21st Century Tech Diet

Roughly 77 percent of Americans now own a smartphone, up from 35 percent only five years ago

By Dillon Tabish

I hate goodbyes, but I never fathomed the agony I would experience bidding farewell to my smartphone. It’s the stuff of nightmares. Granted, the phone is only supposed to be gone for one week — Apple is replacing my faulty battery but forcing me to hand it over to a mysterious repair factory somewhere far away — but its absence has immediately thrown my life into chaos. How am I supposed to communicate? What time is that meeting on Thursday and how do I get there? What did our president tweet about today?

Let me be the first to warn you: technological cold turkey causes a jolting, jittery paroxysm in this digital age. Whether you like it or not, smartphones have become ubiquitous in everyday life in a relatively short period of time.

I didn’t own my first cell phone until I was a sophomore in college in 2004 and it seemed pretty unnecessary at the time. Why would I want my parents to be able to reach me at any given hour?

And then the world changed in January of 2007. Apple announced the first generation iPhone. It wasn’t the first “smartphone” in the market, but it was certainly the most exciting and alluring and it prompted a dramatic sea change.

Fast-forward 10 years, and the ripple effect has been more like a tidal wave.

Last week, when I was preparing for my abrupt trial of digital fasting, the Pew Research Center released its latest study on Americans’ increasing tech consumption. According to the data, roughly 77 percent of Americans now own a smartphone. Five years ago, just 35 percent of Americans owned one. Even more pronounced, 92 percent of young adults 18 to 29 years old have a smartphone.

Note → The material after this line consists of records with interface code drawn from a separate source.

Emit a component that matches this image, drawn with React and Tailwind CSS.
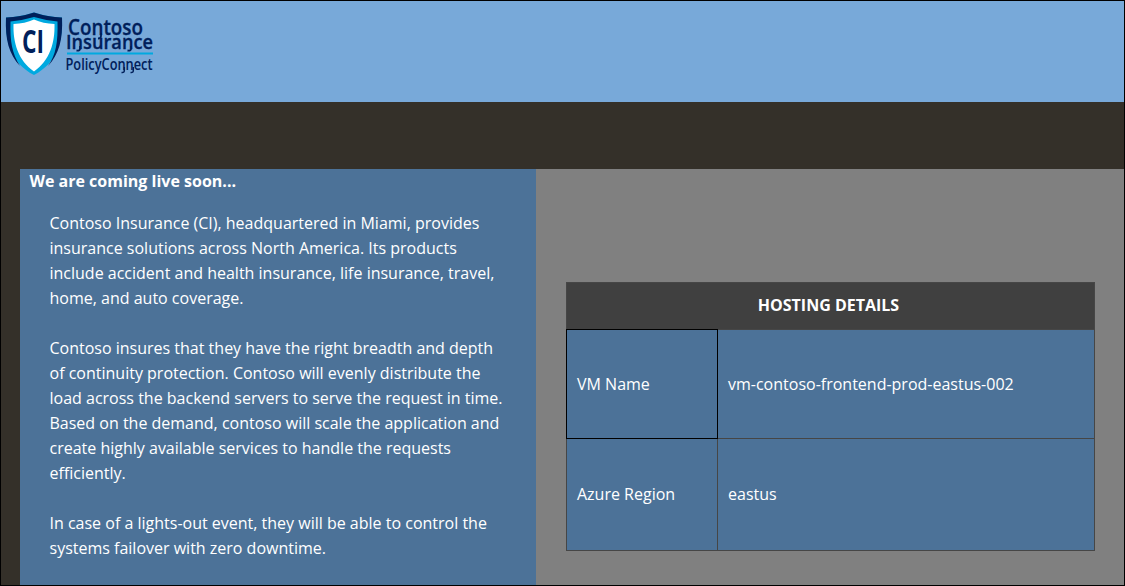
const hostingRows = [
  { label: 'Azure Region', value: 'eastus' },
];

function Logo() {
  return (
    <svg
      width="160"
      height="80"
      viewBox="0 0 160 80"
      className="block overflow-visible"
      role="img"
      aria-label="Contoso Insurance PolicyConnect"
    >
      <path d="M6 17.500 Q20 17 34 12.500 Q48 17 62 17.500 C63 42 57 63 34 75 C11 63 5 42 6 17.500Z" fill="#00a9e0" />
      <path d="M6 17.500 Q20 17 34 12.500 Q48 17 62 17.500 C63 40 59 54 48 66 C56 55 58 42 57.500 21.500 Q46 20.500 34 17 Q22 20.500 10.500 21.500 C10 42 12 53 20 66 C9 54 5 40 6 17.500Z" fill="#00205b" />
      <path d="M13.500 24 Q25 23.500 34 19.500 Q43 23.500 54.500 24 C55 43 50 60 34 71.500 C18 60 13 43 13.500 24Z" fill="#fff" />
      <g fill="#00205b" fontFamily="'Open Sans', sans-serif">
        <text x="22" y="53" fontSize="33" fontWeight="700" textLength="22" lengthAdjust="spacingAndGlyphs">CI</text>
        <text x="68" y="35" fontSize="21.500" fontWeight="600" stroke="#00205b" strokeWidth="0.3" textLength="75" lengthAdjust="spacingAndGlyphs">Contoso</text>
        <text x="66" y="48.500" fontSize="19" fontWeight="600" stroke="#00205b" strokeWidth="0.3" textLength="87" lengthAdjust="spacingAndGlyphs">Insurance</text>
        <text x="65.500" y="69.500" fontSize="15.500" fontWeight="600" textLength="87" lengthAdjust="spacingAndGlyphs">PolicyConnect</text>
      </g>
      {/* Hooked descenders on each n of the wordmark */}
      <g fill="none" stroke="#00205b" strokeWidth="1.800">
        <path d="M101 33V36Q101 38.500 98 38.500" />
        <path d="M80 46V49Q80 51 76.500 50.500" />
        <path d="M131 46V49Q131 51 127.500 50.500" />
        <path d="M124.300 67V70.500Q124.300 73 121.500 72.500" strokeWidth="1.500" />
        <path d="M133.300 67V70.500Q133.300 73 130.500 72.500" strokeWidth="1.500" />
      </g>
      <path d="M67 53.500H153" stroke="#00a9e0" strokeWidth="2" />
    </svg>
  );
}

export default function App() {
  return (
    <div className="flex h-[586px] w-[1125px] flex-col overflow-hidden border border-black bg-[#343029] font-['Open_Sans',sans-serif] text-base leading-[25px] text-white">
      <header className="h-[101px] shrink-0 bg-[#78a9d9]">
        <div className="-mt-px -ml-px">
          <Logo />
        </div>
      </header>
      <main className="mt-[67px] ml-[19px] flex flex-1">
        <section className="w-[516px] shrink-0 bg-[#4c7298]">
          <h1 className="pl-[9.500px] font-bold">We are coming live soon...</h1>
          <div className="mt-[17px] ml-[29.500px] flex w-[470px] flex-col gap-[25px]">
            <p>
              Contoso Insurance (CI), headquartered in Miami, provides<br />
              insurance solutions across North America. Its products<br />
              include accident and health insurance, life insurance, travel,<br />
              home, and auto coverage.
            </p>
            <p>
              Contoso insures that they have the right breadth and depth<br />
              of continuity protection. Contoso will evenly distribute the<br />
              load across the backend servers to serve the request in time.<br />
              Based on the demand, contoso will scale the application and<br />
              create highly available services to handle the requests<br />
              efficiently.
            </p>
            <p>
              In case of a lights-out event, they will be able to control the<br />
              systems failover with zero downtime.
            </p>
          </div>
        </section>
        <section className="flex-1 bg-[#808080] pt-[113px] pl-[30px]">
          <div className="w-[529px]">
            <h2 className="flex h-[47px] items-center justify-center border border-b-0 border-[#464646] bg-[#404040] font-bold">
              <span className="-mt-px pr-1">HOSTING DETAILS</span>
            </h2>
            <div className="flex h-[110px] bg-[#4c7298]">
              <div className="flex w-[152px] items-center border border-black pl-[10px]">VM Name</div>
              <div className="flex flex-1 items-center border-y border-r border-[#464646] pl-[10px]">
                vm-contoso-frontend-prod-eastus-002
              </div>
            </div>
            {hostingRows.map((row) => (
              <div key={row.label} className="flex h-[112px] border-x border-b border-[#464646] bg-[#4c7298]">
                <div className="flex w-[151px] items-center border-r border-[#464646] pl-[10px]">{row.label}</div>
                <div className="flex items-center pl-[10px]">{row.value}</div>
              </div>
            ))}
          </div>
        </section>
      </main>
    </div>
  );
}
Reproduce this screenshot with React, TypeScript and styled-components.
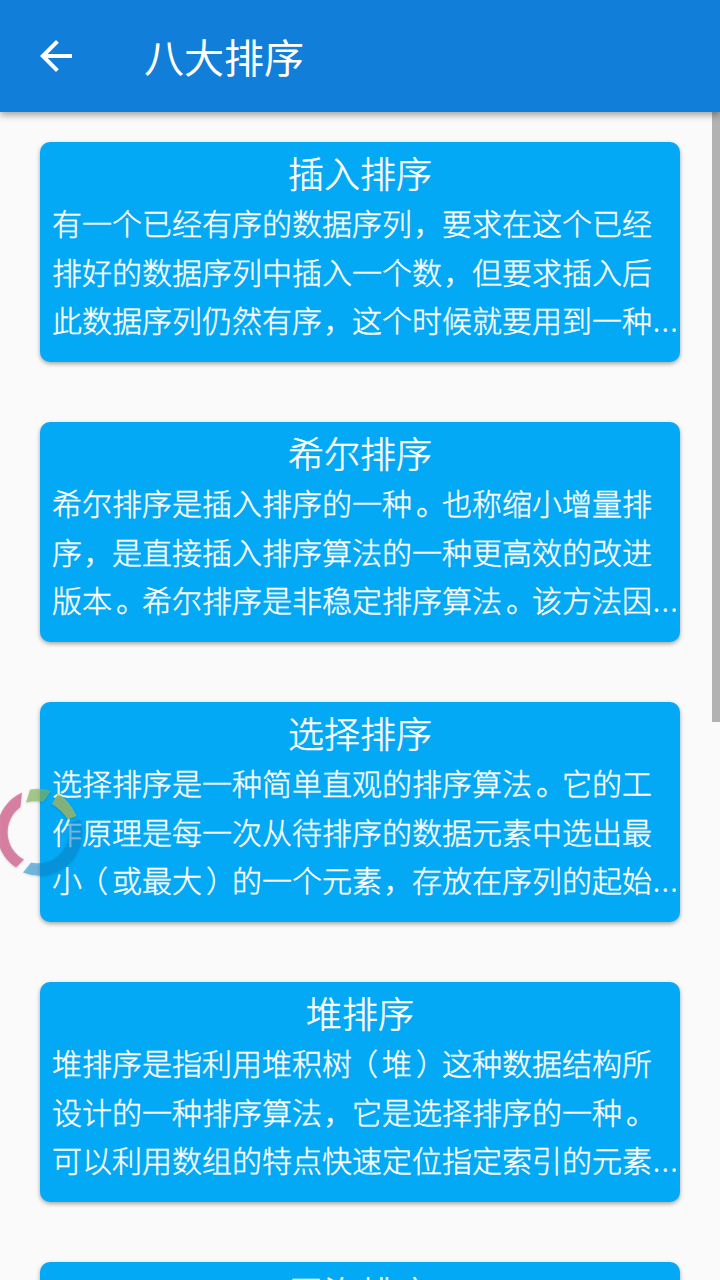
import React from "react";
import styled, { createGlobalStyle } from "styled-components";

const GlobalStyle = createGlobalStyle`
  html, body { margin: 0; padding: 0; }
  body { background: #fafafa; overflow: hidden; }
`;

const Screen = styled.div`
  position: relative;
  width: 720px;
  height: 1280px;
  overflow: hidden;
  display: flex;
  flex-direction: column;
  background: #fafafa;
  color: #fff;
  font-family: "Noto Sans CJK SC", "Noto Sans", sans-serif;
`;

const AppBar = styled.header`
  position: relative;
  z-index: 2;
  flex: 0 0 112px;
  box-sizing: border-box;
  display: flex;
  align-items: center;
  gap: 64px;
  padding-left: 32px;
  background: #117ed9;
  box-shadow: 0 3px 7px rgba(0, 0, 0, 0.36);
`;

const BackIcon = styled.svg`
  display: block;
  width: 48px;
  height: 48px;
  fill: #fff;
`;

const PageTitle = styled.h1`
  margin: 0;
  font-size: 40px;
  line-height: 56px;
  font-weight: 400;
`;

const CardList = styled.main`
  flex: 1;
  min-height: 0;
  overflow: hidden;
  display: flex;
  flex-direction: column;
  gap: 60px;
  padding: 30px 40px 0;
`;

const Card = styled.article`
  flex: 0 0 220px;
  box-sizing: border-box;
  padding: 5px 0 0 12px;
  border-radius: 10px;
  background: #03a9f4;
  box-shadow: 0 2px 4px rgba(0, 0, 0, 0.34);
`;

const CardTitle = styled.h2`
  margin: 0 12px 0 0;
  font-size: 36px;
  line-height: 51px;
  font-weight: 300;
  text-align: center;
  -webkit-text-stroke: 0.5px #fff;
`;

const CardText = styled.p`
  margin: 0;
  font-size: 30px;
  line-height: 48.5px;
  font-weight: 300;
  -webkit-text-stroke: 0.4px #fff;
`;

const Mark = styled.span<{ $shift: number }>`
  margin-left: ${({ $shift }) => $shift}px;
  margin-right: ${({ $shift }) => -$shift}px;
`;

const Ellipsis = styled.span`
  font-family: "Noto Sans", sans-serif;
  font-size: 36px;
  line-height: 1;
  -webkit-text-stroke: 0;
`;

const ScrollThumb = styled.div`
  position: absolute;
  z-index: 1;
  top: 112px;
  right: 0;
  width: 8px;
  height: 610px;
  background: #b2b2b2;
`;

const FloatingRing = styled.svg`
  position: absolute;
  z-index: 3;
  left: 0;
  top: 780px;
  width: 90px;
  height: 104px;
  filter: drop-shadow(0 1px 1px rgba(0, 0, 0, 0.2));
`;

const sorts = [
  {
    title: "插入排序",
    text: "有一个已经有序的数据序列，要求在这个已经排好的数据序列中插入一个数，但要求插入后此数据序列仍然有序，这个时候就要用到一种…",
  },
  {
    title: "希尔排序",
    text: "希尔排序是插入排序的一种。也称缩小增量排序，是直接插入排序算法的一种更高效的改进版本。希尔排序是非稳定排序算法。该方法因…",
  },
  {
    title: "选择排序",
    text: "选择排序是一种简单直观的排序算法。它的工作原理是每一次从待排序的数据元素中选出最小（或最大）的一个元素，存放在序列的起始…",
  },
  {
    title: "堆排序",
    text: "堆排序是指利用堆积树（堆）这种数据结构所设计的一种排序算法，它是选择排序的一种。可以利用数组的特点快速定位指定索引的元素…",
  },
  { title: "冒泡排序", text: "" },
];

// Punctuation sits closer to the middle of its em box than the font draws it.
const markShift: Record<string, number> = { "，": 1.5, "。": 4, "（": -4, "）": 4 };

function renderText(text: string) {
  return text.split(/([，。（）…])/).map((part, i) => {
    if (part === "…") return <Ellipsis key={i}>{part}</Ellipsis>;
    if (part in markShift)
      return (
        <Mark key={i} $shift={markShift[part]}>
          {part}
        </Mark>
      );
    return part;
  });
}

export default function App() {
  return (
    <Screen>
      <GlobalStyle />
      <AppBar>
        <BackIcon viewBox="0 0 24 24">
          <path d="M20 11H7.83l5.59-5.59L12 4l-8 8 8 8 1.41-1.41L7.83 13H20v-2z" />
        </BackIcon>
        <PageTitle>八大排序</PageTitle>
      </AppBar>
      <CardList>
        {sorts.map((sort) => (
          <Card key={sort.title}>
            <CardTitle>{sort.title}</CardTitle>
            <CardText>{renderText(sort.text)}</CardText>
          </Card>
        ))}
      </CardList>
      <ScrollThumb />
      <FloatingRing viewBox="0 0 90 104">
        <path d="M22 12.5 A43 43 0 0 0 16 87.5 L24 79.5 A31 31 0 0 1 20.5 27 Z" fill="#d25788" fillOpacity="0.7" />
        <path d="M30 9.5 Q40 7.5 51 11 L43 22 Q35 20.5 26 22.5 Z" fill="#86b95a" fillOpacity="0.65" />
        <path d="M58 13.5 Q70 21 76.5 36 L68 39.5 Q61 29.5 52 24 Z" fill="#b5bd57" fillOpacity="0.72" />
        <path d="M80 39 A43 43 0 0 1 23 92.5 L31 82.5 A31 31 0 0 0 69 52 Q69 47 68 44 Z" fill="#0b8bd6" fillOpacity="0.52" />
      </FloatingRing>
    </Screen>
  );
}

Naturally, the increasing ownership has fueled the revolutionary rise of applications. That annoying slogan — “There’s an app for that” — has proven prescient. Finding directions, taking photos, listening to music, banking, shopping, scheduling — my smartphone is pretty much tied to my entire functional way of life. I even downloaded a meditation app that helps me — get this — detach from my digital dependence.

This dependence can certainly be disruptive, and in some ways, disturbing. The privacy concerns of the 21st century — post-Snowden — make “1984” seem more non-fiction than novel. Insert 2016 election email hacking synopsis here.

In the economic realm, the emergence of e-commerce has shell-shocked many sectors. The traditional retail industry has especially struggled in the modern marketplace, which has expanded into a full suite of online shopping options, primarily Amazon. Just recently, Macy’s — one of the nation’s oldest and most prominent department store chains — announced it was shuttering 68 stores and eliminating roughly 10,000 jobs.

Just days after the Macy’s news, Amazon — the emperor of e-commerce — announced it was creating 100,000 jobs by 2018. USA Today reported that most of the jobs would be low-paying positions at “fulfillment centers” in California, Florida, New Jersey and Texas.

Local businesses face an uphill battle in competing with Amazon and other online retailers that can undercut prices and avoid many capital costs. Without preaching to you about your shopping habits, I’d like you to imagine what our valley would look like without the local businesses that fill our downtowns, attract visitors and create local jobs.

The tech tidal wave will only continue to sweep us up — autonomous vehicles, industrial automation, and on and on. The possibilities are as exciting as they are unsettling.

All this uncertainty makes me want to meditate. If only I had my smartphone.